From the Inspirational Thought Unit
There's a book I read maybe nine hundred times while my kids were little called "We're going on a bear hunt." It's about a family who's going on a hike through nature hoping to find a bear. They encounter all kinds of roadblocks and impediments like rivers, snowstorms, and tall grass.
Each one of these things can't be avoided. There's no way to go around them, over them or under them. The only way to make progress is to go through them.
This is like baby's first lesson in stoicism.
“The impediment to action advances action. What stands in the way becomes the way"
-Marcus Aurelius
This was written 2000 years ago by the most level headed emperor of Rome, Marcus Aurelius. Aurelius studied the stoics and put their words into action. He kept a pretty good record of these and we are lucky to have his journal survive to this day.
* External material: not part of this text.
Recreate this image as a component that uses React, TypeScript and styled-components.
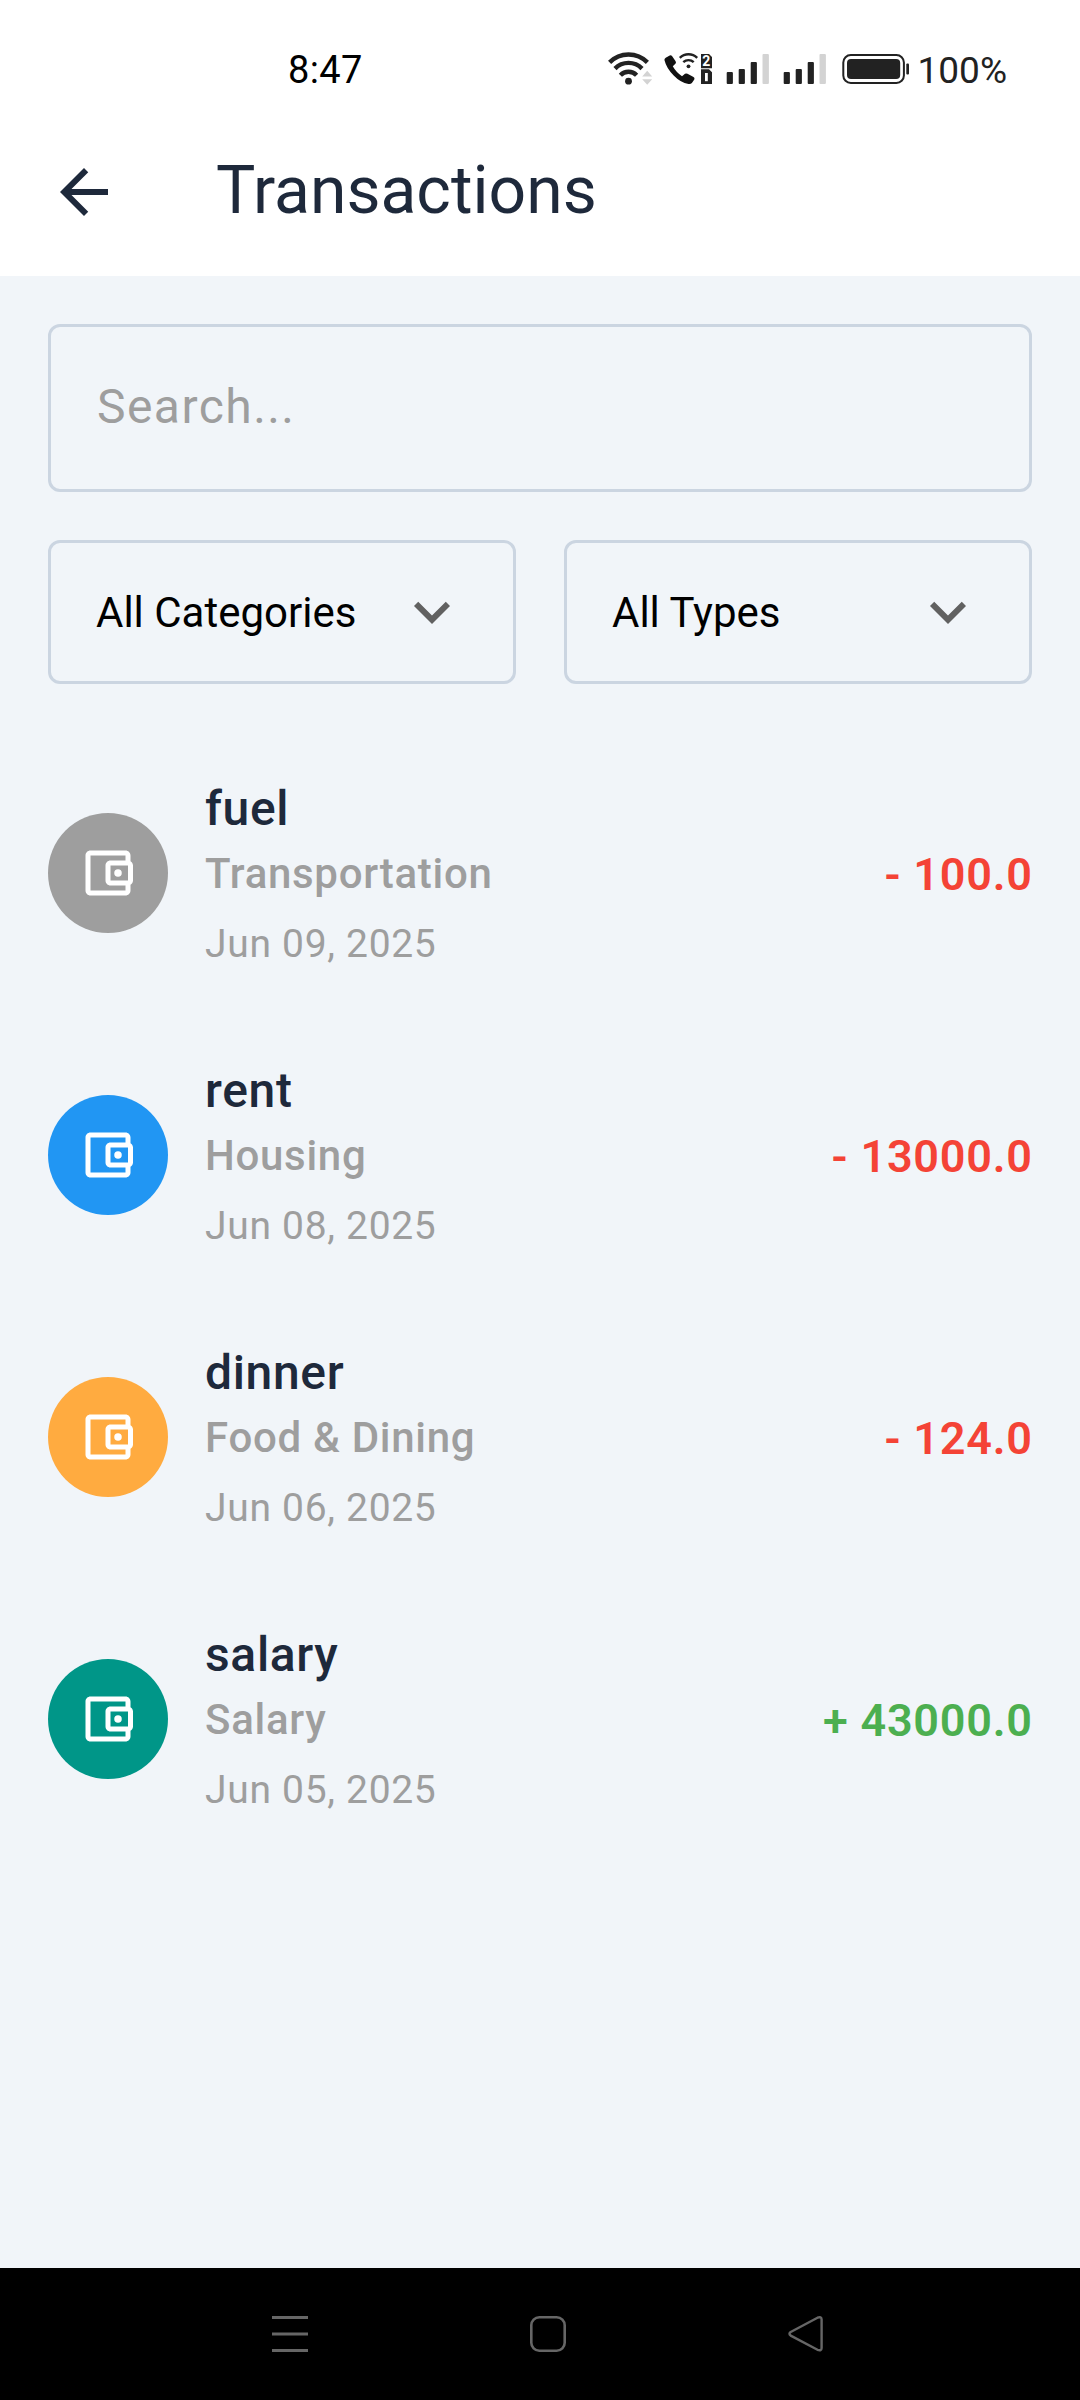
import React from 'react';
import styled, { createGlobalStyle } from 'styled-components';

const GlobalStyle = createGlobalStyle`
  *, *::before, *::after { box-sizing: border-box; }
  body { margin: 0; background: #f1f5f9; font-family: Roboto, "Noto Sans", sans-serif; }
`;

const Screen = styled.div`
  display: flex;
  flex-direction: column;
  width: 1080px;
  height: 2400px;
  background: #f1f5f9;
`;

const StatusBar = styled.div`
  display: flex;
  align-items: flex-end;
  justify-content: space-between;
  height: 108px;
  padding: 0 73px 0 288px;
  background: #fff;
`;

const Clock = styled.span`
  font-size: 38px;
  line-height: 44px;
  letter-spacing: 0.4px;
  margin-bottom: 16px;
  color: #000;
`;

const StatusIcons = styled.div`
  display: flex;
  align-items: flex-end;
`;

const StatusArt = styled.svg`
  display: block;
  margin-bottom: 20px;
`;

const SimLabel = styled.text`
  font-family: Roboto, sans-serif;
  font-size: 14px;
  font-weight: 700;
  fill: #fff;
  text-anchor: middle;
`;

const Battery = styled.span`
  font-size: 37px;
  line-height: 44px;
  margin: 0 0 15px 6px;
  color: #222;
`;

const AppBar = styled.header`
  display: flex;
  align-items: center;
  height: 168px;
  padding: 0 48px;
  gap: 96px;
  background: #fff;
  color: #1e293b;
`;

const Title = styled.h1`
  margin: 0 0 2px;
  font-size: 66px;
  line-height: 84px;
  font-weight: 400;
`;

const Content = styled.main`
  flex: 1;
  display: flex;
  flex-direction: column;
  gap: 48px;
  padding: 48px;
`;

const SearchBox = styled.div`
  display: flex;
  align-items: center;
  height: 168px;
  padding: 0 45px 2px 46px;
  border: 3px solid #cbd5e1;
  border-radius: 12px;
  font-size: 48px;
  line-height: 72px;
  letter-spacing: 1.45px;
  color: #9e9e9e;
`;

const Filters = styled.div`
  display: grid;
  grid-template-columns: 1fr 1fr;
  gap: 48px;
`;

const Select = styled.div`
  display: flex;
  align-items: center;
  justify-content: space-between;
  height: 144px;
  padding: 0 45px;
  border: 3px solid #cbd5e1;
  border-radius: 12px;
  font-size: 42px;
  line-height: 60px;
  color: #000;
`;

const SelectLabel = styled.span`
  padding-top: 2px;
`;

const Icon = styled.svg<{ $size: number }>`
  display: block;
  flex: none;
  width: ${p => p.$size}px;
  height: ${p => p.$size}px;
  fill: currentColor;
`;

const Chevron = styled(Icon)`
  color: #616161;
`;

const List = styled.ul`
  margin: 0;
  padding: 0;
  list-style: none;
`;

const Row = styled.li`
  display: flex;
  align-items: center;
  height: 282px;
  gap: 37px;
`;

const Avatar = styled.div<{ $color: string }>`
  display: grid;
  place-items: center;
  width: 120px;
  height: 120px;
  border-radius: 50%;
  background: ${p => p.$color};
  color: #fff;
`;

const Details = styled.div`
  flex: 1;
  display: flex;
  flex-direction: column;
  padding-bottom: 2px;
`;

const Name = styled.span`
  font-size: 48px;
  line-height: 72px;
  font-weight: 500;
  letter-spacing: 0.65px;
  color: #1e293b;
`;

const Category = styled.span`
  font-size: 42px;
  line-height: 58px;
  font-weight: 500;
  letter-spacing: 0.7px;
  color: #9e9e9e;
`;

const DateText = styled.span`
  margin-top: 13px;
  font-size: 39px;
  line-height: 56px;
  letter-spacing: 0.7px;
  color: #9e9e9e;
`;

const Amount = styled.span<{ $income: boolean }>`
  padding-top: 4px;
  margin-right: -0.75px;
  font-size: 45px;
  line-height: 60px;
  font-weight: 600;
  letter-spacing: 0.75px;
  color: ${p => (p.$income ? '#4caf50' : '#f44336')};
`;

const NavBar = styled.nav`
  height: 132px;
  background: #000;
  display: flex;
  align-items: center;
  justify-content: space-between;
  padding: 0 250px 0 266px;
`;

const NavIcon = styled.svg<{ $stroke?: number }>`
  display: block;
  fill: none;
  stroke: #666;
  stroke-width: ${p => p.$stroke ?? 3};
  stroke-linejoin: round;
`;

const transactions = [
  { name: 'fuel', category: 'Transportation', date: 'Jun 09, 2025', amount: '- 100.0', color: '#9e9e9e', income: false },
  { name: 'rent', category: 'Housing', date: 'Jun 08, 2025', amount: '- 13000.0', color: '#2196f3', income: false },
  { name: 'dinner', category: 'Food & Dining', date: 'Jun 06, 2025', amount: '- 124.0', color: '#ffab40', income: false },
  { name: 'salary', category: 'Salary', date: 'Jun 05, 2025', amount: '+ 43000.0', color: '#009688', income: true },
];

const SignalBars = ({ x }: { x: number }) => (
  <g fill="#222">
    <rect x={x} y="22" width="6.2" height="12" rx="1" />
    <rect x={x + 12} y="19" width="6.2" height="15" rx="1" />
    <rect x={x + 24} y="12" width="6.2" height="22" rx="1" />
    <rect x={x + 35.8} y="4" width="6.4" height="30" rx="1" fill="#d3d3d3" />
  </g>
);

const StatusIconStrip = () => (
  <StatusArt width="306" height="38" viewBox="606 50 306 38">
    <g fill="none" stroke="#222" strokeWidth="4.4">
      <path d="M609.6 62.4a26.5 26.5 0 0 1 37.8 0" />
      <path d="M615 68.6a18.8 18.8 0 0 1 27 0" />
      <path d="M620.4 75.2a11.2 11.2 0 0 1 16.200 0" />
    </g>
    <circle cx="628.5" cy="81.2" r="3.4" fill="#222" />
    <path d="M647.2 70.800l5 5.600h-10zM647.200 84.800l5-5.600h-10z" fill="#d3d3d3" />
    <path
      d="M664.5 60.200q-.5-1.500 1.200-2.500l4-2.300q1.400-.6 2.300.6l3.600 5.200q.9 1.500-.2 2.600l-2.600 2.400q3 5.600 9.200 10l3-2.400q1.200-.8 2.500 0l6 3.200q1.500 1 .8 2.400l-2.400 3.600q-1.200 1.300-3.400 1-8-1.200-14.800-8.400-7.400-7.800-9.200-15.400z"
      fill="#111"
    />
    <g fill="none" stroke="#222" strokeWidth="2.4">
      <path d="M679.8 57.800a12.600 12.600 0 0 1 17.400 0" />
      <path d="M683.300 62.200a7.600 7.600 0 0 1 10.400 0" />
    </g>
    <circle cx="688.500" cy="66.300" r="1.9" fill="#222" />
    <path d="M701 54h8l3 3v11.200h-11zM701 69.300h8l3 3V84h-11z" fill="#222" />
    <SimLabel x="706.3" y="66.200">2</SimLabel>
    <path d="M705 73h2.800v8.200H705z" fill="#fff" />
    <g transform="translate(0 50)">
      <SignalBars x={726.7} />
      <SignalBars x={783.7} />
    </g>
    <rect x="843.300" y="55" width="60.600" height="28" rx="7.500" fill="none" stroke="#222" strokeWidth="2" />
    <rect x="847" y="59" width="53.200" height="20" rx="4" fill="#222" />
    <rect x="906.300" y="63.500" width="2.700" height="11" rx="1" fill="#222" />
  </StatusArt>
);

export default function App() {
  return (
    <>
      <GlobalStyle />
      <Screen>
        <StatusBar>
          <Clock>8:47</Clock>
          <StatusIcons>
            <StatusIconStrip />
            <Battery>100%</Battery>
          </StatusIcons>
        </StatusBar>
        <AppBar>
          <Icon $size={72} viewBox="0 0 24 24">
            <path d="M20 11H7.830l5.590-5.590L12 4l-8 8 8 8 1.410-1.410L7.830 13H20v-2z" />
          </Icon>
          <Title>Transactions</Title>
        </AppBar>
        <Content>
          <SearchBox>Search...</SearchBox>
          <Filters>
            {['All Categories', 'All Types'].map(label => (
              <Select key={label}>
                <SelectLabel>{label}</SelectLabel>
                <Chevron $size={72} viewBox="0 0 24 24">
                  <path d="M7.410 8.590L12 13.170l4.590-4.580L18 10l-6 6-6-6 1.410-1.410z" />
                </Chevron>
              </Select>
            ))}
          </Filters>
          <List>
            {transactions.map(t => (
              <Row key={t.name}>
                <Avatar $color={t.color}>
                  <Icon $size={60} viewBox="0 0 24 24">
                    <path d="M21 7.280V5c0-1.100-.9-2-2-2H5c-1.110 0-2 .9-2 2v14c0 1.100.89 2 2 2h14c1.100 0 2-.9 2-2v-2.280c.59-.35 1-.98 1-1.720V9c0-.74-.41-1.370-1-1.720zM20 9v6h-7V9h7zM5 19V5h14v2h-6c-1.100 0-2 .9-2 2v6c0 1.100.9 2 2 2h6v2H5z" />
                    <circle cx="16" cy="12" r="1.5" />
                  </Icon>
                </Avatar>
                <Details>
                  <Name>{t.name}</Name>
                  <Category>{t.category}</Category>
                  <DateText>{t.date}</DateText>
                </Details>
                <Amount $income={t.income}>{t.amount}</Amount>
              </Row>
            ))}
          </List>
        </Content>
        <NavBar>
          <NavIcon width="48" height="48" viewBox="0 0 48 48">
            <path d="M6 7.500h36M6 24h36M6 40.500h36" />
          </NavIcon>
          <NavIcon $stroke={2.6} width="48" height="48" viewBox="0 0 48 48">
            <rect x="7.300" y="7.300" width="33.400" height="33.400" rx="8" />
          </NavIcon>
          <NavIcon $stroke={2.4} width="48" height="48" viewBox="0 0 48 48">
            <path d="M8.700 22L35.500 7.700Q39.600 6.300 39.600 9.500v28.500Q39.600 41.200 35.500 39.800L8.700 25.600Q6.200 23.800 8.700 22z" />
          </NavIcon>
        </NavBar>
      </Screen>
    </>
  );
}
The point of Going on a Bear Hunt and this quote is that if you want to accomplish something that seems insurmountable there's no way to get around the fact that you just have to start and see it through to the end.
Painter Vincent Van Gogh understood this:
"I am always doing what I can't do yet in order to learn how to do it."
Source: Letter to Anthon van Rappard (1885)
Every project that has pushed me out of my comfort zone has made me a way better artist/writer/creator/business guy. I used to turn the other way or pivot when I sensed things were going to get difficult, but now when I get that feeling I march straight into it knowing that it will transform me into who I want to become.
You need to cultivate these scenarios in your life if they're not already being handed to you.
One last quote on this:
“That’s the thing about writing. Every time I think I’ve figured out how to write, I discover that actually, I’ve just figured out how to write the thing I just wrote, and I have no clue how to write the next scene, the next story, or the next book.” Maureen McHugh
That's a reminder that it never gets easy, and that's the point. Go on bear hunts, brave the tall grass, the rushing rivers, and the blowing snow.